From: justinhj on 28 Feb 2007 10:51 On Feb 27, 11:31 pm, job-271842...(a)craigslist.org wrote: > justinhj wrote: > > (defun multiple(x n) > > (= 0 (mod x n))) > > > (defun output-multiple(x n str) > > (if (and (multiple x n) (princ str)) > > 1 > > 0)) > > > (defun fizzbuzz(n) > > (loop for x from 1 to n do > > (if (> (+ (output-multiple x 3 "fizz") (output-multiple x 5 > > "buzz")) 0) > > (format t "~%")))) > > Hmm.. this doesn't seem to work. > > [1]> (defun multiple(x n) > (= 0 (mod x n))) > MULTIPLE > [2]> > (defun output-multiple(x n str) > (if (and (multiple x n) (princ str)) > 1 > 0)) > OUTPUT-MULTIPLE > [3]> > (defun fizzbuzz(n) > (loop for x from 1 to n do > (if (> (+ (output-multiple x 3 "fizz") (output-multiple x 5 > "buzz")) 0) > (format t "~%")))) > FIZZBUZZ > [4]> (fizzbuzz 12) > fizz > buzz > fizz > fizz > buzz > fizz > NIL > [5]> Unless I'm misunderstanding something what doesn't work? The output is correct. Justin
From: Barry Fishman on 28 Feb 2007 11:05 "Tim Bradshaw" <tfb+google(a)tfeb.org> writes: > Incidentally, I'm deeply disappointed in the quality of answers in > this thread. In the elder days there would have been at least a few > followups showing how to do this in the proper "FORMAT string > indistinguishable from line noise" way. No true CL programmer ever > uses any other construct when the problem can be solved with a > combination of FORMAT, LOOP & GO (FORMAT being always preferable, > obviously). There may yet be those reading cll who know this, though > I suspect they have all gone into the west now.
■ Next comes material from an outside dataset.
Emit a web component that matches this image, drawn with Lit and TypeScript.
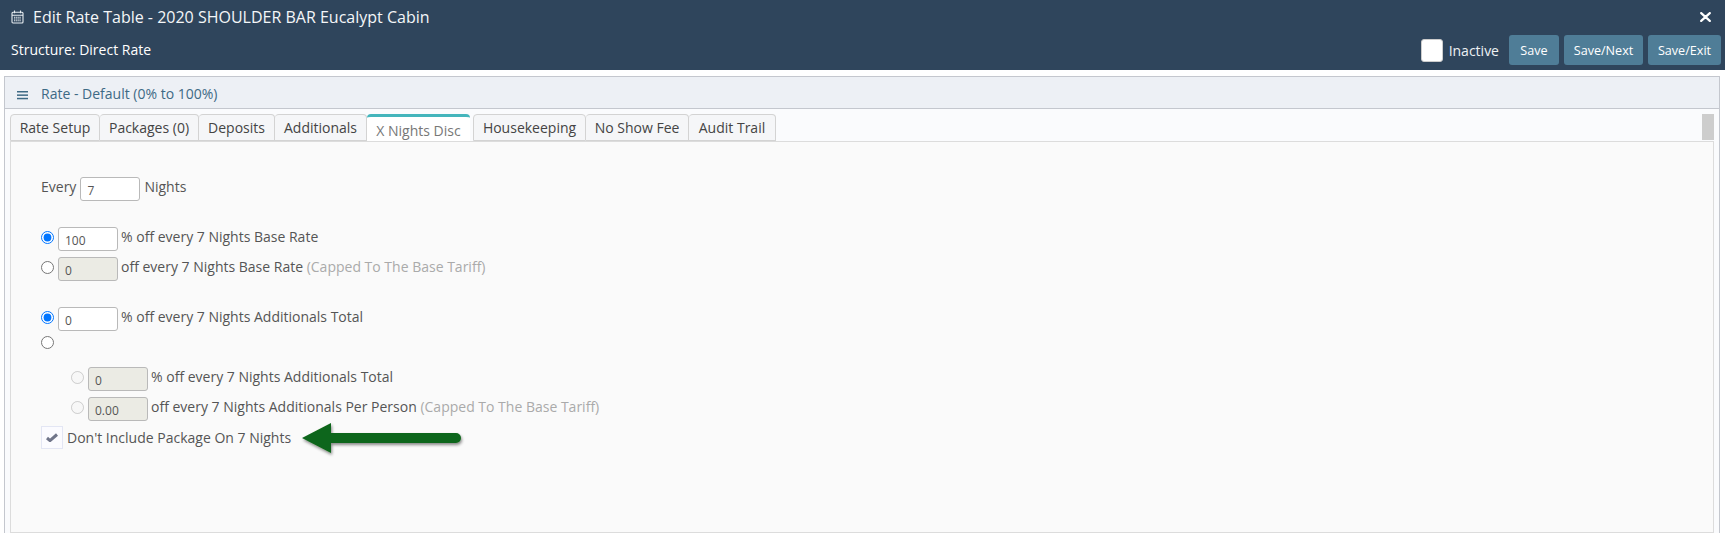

I'm not a good practitioner of FORMAT, but there needs to be at least one FORMAT solution presented. (defun fizz-buzz (n) (loop for i from 1 to n do (format t "~[~d~;Fizz~;Buzz~;FizzBuzz~]~%" (+ (if (zerop (mod i 3)) 1 0) (if (zerop (mod i 5)) 2 0)) i))) -- Barry Fishman
From: justinhj on 28 Feb 2007 11:31 On Feb 28, 10:51 am, "justinhj" <justi...(a)gmail.com> wrote: > On Feb 27, 11:31 pm, job-271842...(a)craigslist.org wrote: > > > > > justinhj wrote: > > > (defun multiple(x n) > > > (= 0 (mod x n))) > > > > (defun output-multiple(x n str) > > > (if (and (multiple x n) (princ str)) > > > 1 > > > 0)) > > > > (defun fizzbuzz(n) > > > (loop for x from 1 to n do > > > (if (> (+ (output-multiple x 3 "fizz") (output-multiple x 5 > > > "buzz")) 0) > > > (format t "~%")))) > > > Hmm.. this doesn't seem to work. > > > [1]> (defun multiple(x n) > > (= 0 (mod x n))) > > MULTIPLE > > [2]> > > (defun output-multiple(x n str) > > (if (and (multiple x n) (princ str)) > > 1 > > 0)) > > OUTPUT-MULTIPLE > > [3]> > > (defun fizzbuzz(n) > > (loop for x from 1 to n do > > (if (> (+ (output-multiple x 3 "fizz") (output-multiple x 5 > > "buzz")) 0) > > (format t "~%")))) > > FIZZBUZZ > > [4]> (fizzbuzz 12) > > fizz > > buzz > > fizz > > fizz > > buzz > > fizz > > NIL > > [5]> > > Unless I'm misunderstanding something what doesn't work? The output is > correct. > > Justin I'm not having much luck trying to make it elegant and concise but I quite like this recursive version... (defun fizzbuzz2(n) (labels ((fizzbuzz-rec (current last fizz buzz) (let ((output nil)) (if (= 0 fizz) (push "fizz" output)) (if (= 0 buzz) (push "buzz" output)) (if output (format t "~{~a~}~%" output)) (unless (= current last) (fizzbuzz-rec (1+ current) last (mod (1- fizz) 3) (mod (1- buzz) 5)))))) (fizzbuzz-rec 1 n (1- 3) (1- 5)))) CL-USER> (fizzbuzz2 15) fizz buzz fizz fizz buzz fizz buzzfizz Justin
From: Raffael Cavallaro on 28 Feb 2007 11:37 On 2007-02-28 02:33:08 -0500, job-271842874(a)craigslist.org said: > Looks like read macros are involved, but I don't want to get ahead of myself... To clarify, rather than use mod, Rob's version has loop iterate on two circular lists, one representing (mod i 3) the other representing (mod i 5). The #integer= and #integer# notations allow the lisp reader to construct wholly or partially self-referential list structure. Heed Rob's warning about setting *print-circle* to t unless you want a stack overflow.
From: Tim Bradshaw on 28 Feb 2007 11:53
On Feb 28, 3:40 pm, Richard M Kreuter <kreu...(a)progn.net> wrote: > (dotimes (i 100) > (format t "~[~[FizzBuzz~:;Fizz~]~:;~[Buzz~:;~D~]~]~%" (mod i 3) (mod i 5) i)) > > Best I could do on one cup of coffee. Good, but you'd get extra points for avoiding the explicit FizzBuzz in there. Off the top of my head I think: (format t "~&~[Fizz~;~]~[Buzz~;~D~]~%" (mod i 3) (mod i 5) i). But I'd have to check, and it's not really squiggly enough. --tim |